:: What you will do ::
Count the lines that hold the string "React". Reply with the number alone.
───── Raw data ─────
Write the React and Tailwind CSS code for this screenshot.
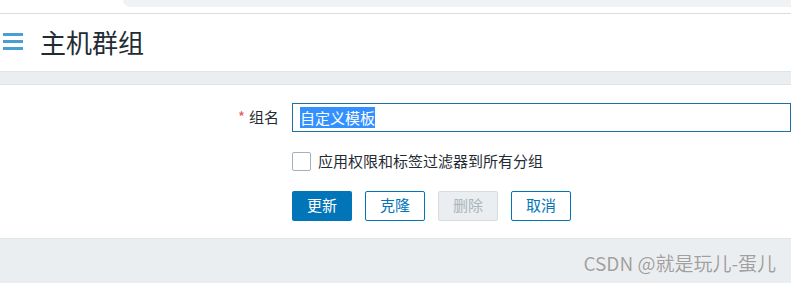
import React from "react";

const font = { fontFamily: '"Noto Sans CJK SC", "Noto Sans", sans-serif' };

export default function App() {
  return (
    <div className="w-[791px] h-[283px] overflow-hidden bg-white relative" style={font}>
      {/* browser strip */}
      <div className="h-[13px] flex">
        <div className="w-[123px] h-[7px] bg-white" />
        <div className="flex-1 h-[7px] bg-[#f0f2f4] rounded-bl-[8px]" />
      </div>
      <div className="h-px bg-[#dcdcdc]" />
      {/* header */}
      <div className="h-[57px] flex items-center">
        <div className="w-[20px] ml-[3px] flex flex-col gap-[4px] mt-[-2px]">
          <div className="h-[3px] bg-[#4a9ed6]" />
          <div className="h-[3px] bg-[#4a9ed6]" />
          <div className="h-[3px] bg-[#4a9ed6]" />
        </div>
        <div className="ml-[17px] text-[26px] leading-none text-[#1f2c33] mt-[-2px]">主机群组</div>
      </div>
      <div className="h-px bg-[#dfe4e7]" />
      <div className="h-[13px] bg-[#ebeef0] border-b border-[#dfe4e7]" />
      {/* form */}
      <div className="h-[153px] pt-[18px]">
        <div className="flex items-center h-[29px]">
          <div className="w-[280px] text-right text-[15px] text-[#1f2c33] pr-px">
            <span className="text-[#e45959] mr-[4px]">*</span>组名
          </div>
          <div className="ml-[12px] flex-1 h-[29px] border border-[#1f6fa3] flex items-center pl-[7px]">
            <span className="bg-[#3390ff] text-white text-[15px] leading-[21px]">自定义模板</span>
          </div>
        </div>
        <div className="flex items-center mt-[18px] ml-[292px]">
          <div className="w-[19px] h-[19px] border border-[#a3b1bc] rounded-[2px] bg-white" />
          <span className="ml-[7px] text-[15px] text-[#1f2c33]">应用权限和标签过滤器到所有分组</span>
        </div>
        <div className="flex ml-[292px] mt-[18px] gap-[13px]">
          <button className="w-[60px] h-[30px] rounded-[2px] bg-[#0275b8] text-white text-[15px]">更新</button>
          <button className="w-[60px] h-[30px] rounded-[2px] border border-[#0275b8] text-[#0275b8] text-[15px] bg-white">克隆</button>
          <button className="w-[60px] h-[30px] rounded-[2px] border border-[#d5dbdf] text-[#aab5bc] text-[15px] bg-[#ebeef0]">删除</button>
          <button className="w-[60px] h-[30px] rounded-[2px] border border-[#0275b8] text-[#0275b8] text-[15px] bg-white">取消</button>
        </div>
      </div>
      {/* footer */}
      <div className="h-[45px] bg-[#ebeef0] border-t border-[#dfe4e7] flex justify-end items-center pr-[15px]">
        <span className="text-[19px] text-[#a0a0a0] mt-[5px]" style={{ textShadow: "0 0 1px #fff" }}>CSDN @就是玩儿-蛋儿</span>
      </div>
    </div>
  );
}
─────
:: Result of this task ::
2